RAW DATA >>
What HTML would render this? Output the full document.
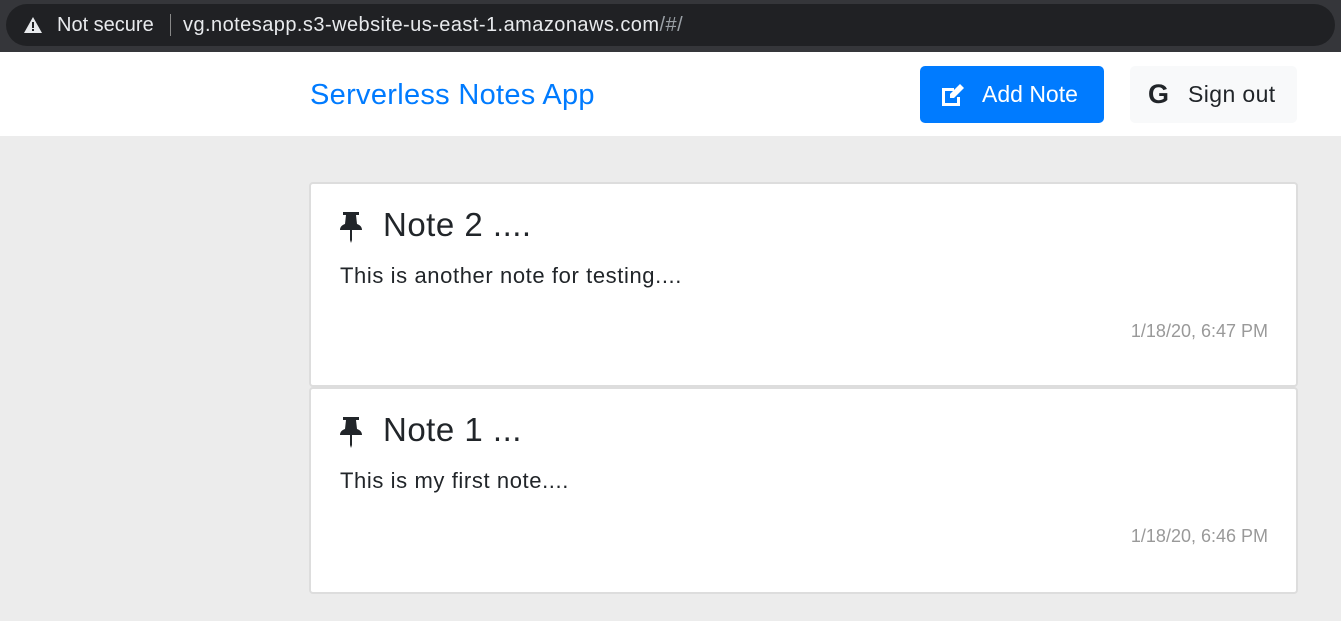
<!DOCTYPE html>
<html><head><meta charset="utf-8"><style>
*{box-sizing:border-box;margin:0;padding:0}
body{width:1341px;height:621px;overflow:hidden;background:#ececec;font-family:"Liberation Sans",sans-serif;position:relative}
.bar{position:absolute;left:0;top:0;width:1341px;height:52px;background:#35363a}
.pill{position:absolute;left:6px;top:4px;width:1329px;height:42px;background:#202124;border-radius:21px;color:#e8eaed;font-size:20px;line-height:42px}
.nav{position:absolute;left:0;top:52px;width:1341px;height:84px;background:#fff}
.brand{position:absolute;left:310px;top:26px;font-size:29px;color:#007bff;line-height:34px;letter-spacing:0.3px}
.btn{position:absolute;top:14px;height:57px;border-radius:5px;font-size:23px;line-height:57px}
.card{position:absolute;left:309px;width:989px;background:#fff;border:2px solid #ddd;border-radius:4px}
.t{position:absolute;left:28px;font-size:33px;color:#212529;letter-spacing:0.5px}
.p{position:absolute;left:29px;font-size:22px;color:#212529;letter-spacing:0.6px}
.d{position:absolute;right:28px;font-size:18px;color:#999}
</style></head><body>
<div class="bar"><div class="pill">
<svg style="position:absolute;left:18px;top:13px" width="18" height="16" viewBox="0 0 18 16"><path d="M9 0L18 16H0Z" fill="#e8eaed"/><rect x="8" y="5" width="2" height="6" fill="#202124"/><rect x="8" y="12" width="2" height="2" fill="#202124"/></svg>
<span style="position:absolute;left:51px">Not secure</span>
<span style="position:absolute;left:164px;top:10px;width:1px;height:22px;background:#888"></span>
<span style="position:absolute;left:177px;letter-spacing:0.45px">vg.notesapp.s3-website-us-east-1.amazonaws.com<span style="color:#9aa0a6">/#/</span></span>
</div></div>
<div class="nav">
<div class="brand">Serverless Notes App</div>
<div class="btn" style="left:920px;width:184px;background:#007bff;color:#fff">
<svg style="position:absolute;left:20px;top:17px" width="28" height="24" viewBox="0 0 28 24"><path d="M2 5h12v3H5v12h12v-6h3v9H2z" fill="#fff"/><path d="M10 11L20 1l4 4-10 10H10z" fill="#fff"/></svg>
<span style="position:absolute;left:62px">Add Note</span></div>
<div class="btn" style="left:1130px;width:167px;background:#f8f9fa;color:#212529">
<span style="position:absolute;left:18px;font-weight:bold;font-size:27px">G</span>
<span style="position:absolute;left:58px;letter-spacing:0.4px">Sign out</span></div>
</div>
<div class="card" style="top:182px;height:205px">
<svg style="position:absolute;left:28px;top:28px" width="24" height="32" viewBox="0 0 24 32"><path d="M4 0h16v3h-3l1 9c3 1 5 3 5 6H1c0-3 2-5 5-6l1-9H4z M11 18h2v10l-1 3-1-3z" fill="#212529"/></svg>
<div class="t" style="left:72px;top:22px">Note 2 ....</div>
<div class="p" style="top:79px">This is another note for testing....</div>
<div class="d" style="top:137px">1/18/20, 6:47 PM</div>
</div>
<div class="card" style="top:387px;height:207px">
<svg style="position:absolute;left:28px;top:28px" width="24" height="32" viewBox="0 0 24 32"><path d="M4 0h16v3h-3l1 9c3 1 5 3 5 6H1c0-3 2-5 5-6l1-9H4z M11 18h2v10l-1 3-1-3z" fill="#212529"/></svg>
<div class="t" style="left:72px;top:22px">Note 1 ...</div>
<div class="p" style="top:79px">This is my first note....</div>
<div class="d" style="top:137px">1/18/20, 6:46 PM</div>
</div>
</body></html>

EXERCISE PROMPT >> Output the data above without changes, apart from leaving out the pictures.

EXERCISE ANSWER >>
What HTML would render this? Output the full document.
<!DOCTYPE html>
<html><head><meta charset="utf-8"><style>
*{box-sizing:border-box;margin:0;padding:0}
body{width:1341px;height:621px;overflow:hidden;background:#ececec;font-family:"Liberation Sans",sans-serif;position:relative}
.bar{position:absolute;left:0;top:0;width:1341px;height:52px;background:#35363a}
.pill{position:absolute;left:6px;top:4px;width:1329px;height:42px;background:#202124;border-radius:21px;color:#e8eaed;font-size:20px;line-height:42px}
.nav{position:absolute;left:0;top:52px;width:1341px;height:84px;background:#fff}
.brand{position:absolute;left:310px;top:26px;font-size:29px;color:#007bff;line-height:34px;letter-spacing:0.3px}
.btn{position:absolute;top:14px;height:57px;border-radius:5px;font-size:23px;line-height:57px}
.card{position:absolute;left:309px;width:989px;background:#fff;border:2px solid #ddd;border-radius:4px}
.t{position:absolute;left:28px;font-size:33px;color:#212529;letter-spacing:0.5px}
.p{position:absolute;left:29px;font-size:22px;color:#212529;letter-spacing:0.6px}
.d{position:absolute;right:28px;font-size:18px;color:#999}
</style></head><body>
<div class="bar"><div class="pill">
<svg style="position:absolute;left:18px;top:13px" width="18" height="16" viewBox="0 0 18 16"><path d="M9 0L18 16H0Z" fill="#e8eaed"/><rect x="8" y="5" width="2" height="6" fill="#202124"/><rect x="8" y="12" width="2" height="2" fill="#202124"/></svg>
<span style="position:absolute;left:51px">Not secure</span>
<span style="position:absolute;left:164px;top:10px;width:1px;height:22px;background:#888"></span>
<span style="position:absolute;left:177px;letter-spacing:0.45px">vg.notesapp.s3-website-us-east-1.amazonaws.com<span style="color:#9aa0a6">/#/</span></span>
</div></div>
<div class="nav">
<div class="brand">Serverless Notes App</div>
<div class="btn" style="left:920px;width:184px;background:#007bff;color:#fff">
<svg style="position:absolute;left:20px;top:17px" width="28" height="24" viewBox="0 0 28 24"><path d="M2 5h12v3H5v12h12v-6h3v9H2z" fill="#fff"/><path d="M10 11L20 1l4 4-10 10H10z" fill="#fff"/></svg>
<span style="position:absolute;left:62px">Add Note</span></div>
<div class="btn" style="left:1130px;width:167px;background:#f8f9fa;color:#212529">
<span style="position:absolute;left:18px;font-weight:bold;font-size:27px">G</span>
<span style="position:absolute;left:58px;letter-spacing:0.4px">Sign out</span></div>
</div>
<div class="card" style="top:182px;height:205px">
<svg style="position:absolute;left:28px;top:28px" width="24" height="32" viewBox="0 0 24 32"><path d="M4 0h16v3h-3l1 9c3 1 5 3 5 6H1c0-3 2-5 5-6l1-9H4z M11 18h2v10l-1 3-1-3z" fill="#212529"/></svg>
<div class="t" style="left:72px;top:22px">Note 2 ....</div>
<div class="p" style="top:79px">This is another note for testing....</div>
<div class="d" style="top:137px">1/18/20, 6:47 PM</div>
</div>
<div class="card" style="top:387px;height:207px">
<svg style="position:absolute;left:28px;top:28px" width="24" height="32" viewBox="0 0 24 32"><path d="M4 0h16v3h-3l1 9c3 1 5 3 5 6H1c0-3 2-5 5-6l1-9H4z M11 18h2v10l-1 3-1-3z" fill="#212529"/></svg>
<div class="t" style="left:72px;top:22px">Note 1 ...</div>
<div class="p" style="top:79px">This is my first note....</div>
<div class="d" style="top:137px">1/18/20, 6:46 PM</div>
</div>
</body></html>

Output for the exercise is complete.